Exercise:
Lines that hold the word "this" should be located and copied.

Interface markup and scripts:
————————

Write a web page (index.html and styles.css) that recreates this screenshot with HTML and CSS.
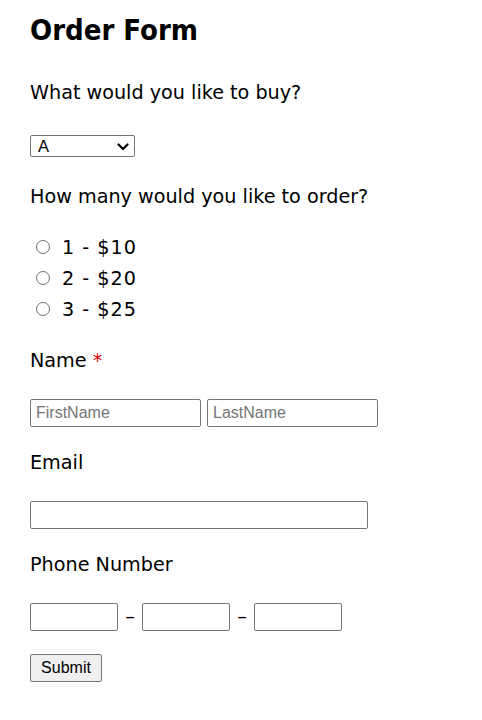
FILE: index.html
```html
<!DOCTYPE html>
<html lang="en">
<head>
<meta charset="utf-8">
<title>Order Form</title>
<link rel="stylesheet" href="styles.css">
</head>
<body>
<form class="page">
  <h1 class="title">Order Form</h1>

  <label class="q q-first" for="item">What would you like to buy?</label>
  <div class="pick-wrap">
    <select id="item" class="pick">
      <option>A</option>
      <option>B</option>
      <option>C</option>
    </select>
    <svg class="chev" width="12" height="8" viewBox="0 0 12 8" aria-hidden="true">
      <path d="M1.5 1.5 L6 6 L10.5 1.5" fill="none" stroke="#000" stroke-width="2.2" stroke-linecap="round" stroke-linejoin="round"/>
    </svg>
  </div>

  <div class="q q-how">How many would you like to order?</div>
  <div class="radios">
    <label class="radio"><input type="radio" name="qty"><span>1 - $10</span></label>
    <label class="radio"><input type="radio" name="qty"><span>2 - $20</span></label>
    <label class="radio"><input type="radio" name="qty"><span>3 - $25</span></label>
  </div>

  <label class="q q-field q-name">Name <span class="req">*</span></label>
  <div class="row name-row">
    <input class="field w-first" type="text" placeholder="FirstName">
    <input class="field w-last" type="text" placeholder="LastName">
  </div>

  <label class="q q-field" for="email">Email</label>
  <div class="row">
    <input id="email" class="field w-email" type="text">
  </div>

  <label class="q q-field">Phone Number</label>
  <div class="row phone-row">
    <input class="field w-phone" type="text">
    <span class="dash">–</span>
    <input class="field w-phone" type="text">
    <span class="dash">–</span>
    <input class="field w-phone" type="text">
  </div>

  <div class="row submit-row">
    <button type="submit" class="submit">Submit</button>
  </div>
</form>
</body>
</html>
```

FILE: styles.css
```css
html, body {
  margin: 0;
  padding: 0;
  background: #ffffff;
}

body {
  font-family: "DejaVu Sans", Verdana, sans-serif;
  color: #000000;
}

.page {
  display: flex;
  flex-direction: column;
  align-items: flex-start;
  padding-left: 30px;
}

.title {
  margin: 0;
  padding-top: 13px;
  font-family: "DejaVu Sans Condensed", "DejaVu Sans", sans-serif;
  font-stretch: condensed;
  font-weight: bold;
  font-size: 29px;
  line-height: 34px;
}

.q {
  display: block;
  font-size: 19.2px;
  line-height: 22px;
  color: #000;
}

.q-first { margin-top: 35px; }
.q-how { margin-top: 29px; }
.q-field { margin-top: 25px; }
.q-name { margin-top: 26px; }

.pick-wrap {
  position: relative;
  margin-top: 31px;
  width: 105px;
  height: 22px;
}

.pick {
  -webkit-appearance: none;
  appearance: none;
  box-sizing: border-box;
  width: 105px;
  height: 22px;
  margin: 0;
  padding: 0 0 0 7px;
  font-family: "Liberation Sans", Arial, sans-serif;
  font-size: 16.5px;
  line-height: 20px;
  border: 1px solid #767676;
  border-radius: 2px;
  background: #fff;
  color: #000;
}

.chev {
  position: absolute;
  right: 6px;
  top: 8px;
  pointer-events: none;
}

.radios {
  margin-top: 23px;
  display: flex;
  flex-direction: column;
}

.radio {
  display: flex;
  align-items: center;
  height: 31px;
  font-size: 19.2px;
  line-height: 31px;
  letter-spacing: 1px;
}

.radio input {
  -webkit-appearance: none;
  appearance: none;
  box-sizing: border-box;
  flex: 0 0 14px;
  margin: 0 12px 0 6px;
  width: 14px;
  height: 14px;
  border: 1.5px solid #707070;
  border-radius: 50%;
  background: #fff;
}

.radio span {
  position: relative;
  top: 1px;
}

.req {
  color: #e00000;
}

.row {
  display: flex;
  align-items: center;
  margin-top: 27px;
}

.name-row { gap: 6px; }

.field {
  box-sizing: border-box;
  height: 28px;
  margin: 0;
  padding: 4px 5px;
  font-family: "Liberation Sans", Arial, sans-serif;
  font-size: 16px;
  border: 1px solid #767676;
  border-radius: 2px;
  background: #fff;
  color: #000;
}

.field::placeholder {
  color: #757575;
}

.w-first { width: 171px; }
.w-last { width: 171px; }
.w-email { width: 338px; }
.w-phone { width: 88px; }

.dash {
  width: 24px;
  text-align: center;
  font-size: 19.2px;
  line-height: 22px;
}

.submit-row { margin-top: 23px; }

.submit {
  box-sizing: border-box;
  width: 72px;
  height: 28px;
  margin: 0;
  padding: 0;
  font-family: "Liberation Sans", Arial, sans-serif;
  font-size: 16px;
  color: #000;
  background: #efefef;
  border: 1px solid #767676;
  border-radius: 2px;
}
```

————————

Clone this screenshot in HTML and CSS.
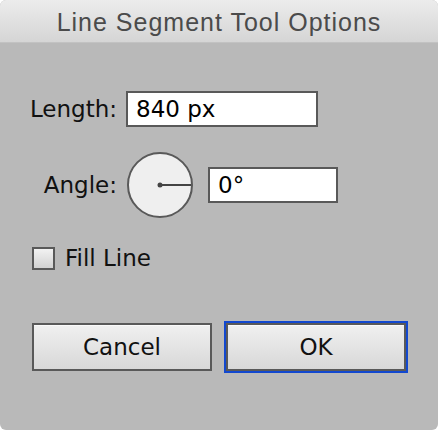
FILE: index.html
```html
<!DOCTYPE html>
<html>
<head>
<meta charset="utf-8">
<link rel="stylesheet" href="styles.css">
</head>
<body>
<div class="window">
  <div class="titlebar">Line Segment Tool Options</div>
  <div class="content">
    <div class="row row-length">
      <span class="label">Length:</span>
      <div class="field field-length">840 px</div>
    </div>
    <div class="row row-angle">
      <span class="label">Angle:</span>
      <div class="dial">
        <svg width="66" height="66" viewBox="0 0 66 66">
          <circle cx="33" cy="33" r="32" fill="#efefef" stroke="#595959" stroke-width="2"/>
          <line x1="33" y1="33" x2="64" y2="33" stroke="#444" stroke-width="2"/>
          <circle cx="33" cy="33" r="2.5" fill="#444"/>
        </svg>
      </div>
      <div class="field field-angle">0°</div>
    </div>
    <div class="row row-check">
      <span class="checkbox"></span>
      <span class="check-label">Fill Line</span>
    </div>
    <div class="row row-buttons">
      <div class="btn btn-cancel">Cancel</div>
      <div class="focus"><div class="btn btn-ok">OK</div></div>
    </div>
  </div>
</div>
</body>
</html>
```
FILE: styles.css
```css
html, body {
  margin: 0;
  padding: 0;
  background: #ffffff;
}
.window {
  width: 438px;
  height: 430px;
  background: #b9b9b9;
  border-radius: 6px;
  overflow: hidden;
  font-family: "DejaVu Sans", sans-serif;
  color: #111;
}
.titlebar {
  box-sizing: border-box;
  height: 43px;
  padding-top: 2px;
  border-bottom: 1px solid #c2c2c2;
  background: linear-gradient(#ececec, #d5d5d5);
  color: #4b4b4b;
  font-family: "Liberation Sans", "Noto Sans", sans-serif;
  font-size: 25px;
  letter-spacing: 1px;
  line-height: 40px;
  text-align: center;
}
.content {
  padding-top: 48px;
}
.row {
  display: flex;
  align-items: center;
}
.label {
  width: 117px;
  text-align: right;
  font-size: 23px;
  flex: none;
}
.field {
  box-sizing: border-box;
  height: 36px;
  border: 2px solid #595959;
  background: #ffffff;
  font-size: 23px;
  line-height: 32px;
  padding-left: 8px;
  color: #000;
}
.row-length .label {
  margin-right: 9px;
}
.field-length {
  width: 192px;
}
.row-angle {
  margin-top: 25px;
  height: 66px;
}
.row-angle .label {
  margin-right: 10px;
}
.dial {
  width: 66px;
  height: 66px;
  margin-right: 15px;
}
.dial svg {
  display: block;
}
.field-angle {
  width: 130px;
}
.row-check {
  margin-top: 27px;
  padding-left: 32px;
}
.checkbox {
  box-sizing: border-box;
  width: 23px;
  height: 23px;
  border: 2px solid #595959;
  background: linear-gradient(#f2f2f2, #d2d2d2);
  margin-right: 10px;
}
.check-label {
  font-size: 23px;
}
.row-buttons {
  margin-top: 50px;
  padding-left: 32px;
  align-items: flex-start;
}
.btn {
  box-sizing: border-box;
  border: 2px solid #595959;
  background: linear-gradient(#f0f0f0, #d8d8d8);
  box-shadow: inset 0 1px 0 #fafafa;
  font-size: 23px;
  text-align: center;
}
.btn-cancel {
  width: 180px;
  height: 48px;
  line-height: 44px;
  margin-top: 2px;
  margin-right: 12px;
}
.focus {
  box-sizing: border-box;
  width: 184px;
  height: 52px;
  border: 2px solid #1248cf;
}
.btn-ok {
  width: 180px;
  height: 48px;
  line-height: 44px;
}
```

————————

Task result:
Write a web page (index.html and styles.css) that recreates this screenshot with HTML and CSS.
Clone this screenshot in HTML and CSS.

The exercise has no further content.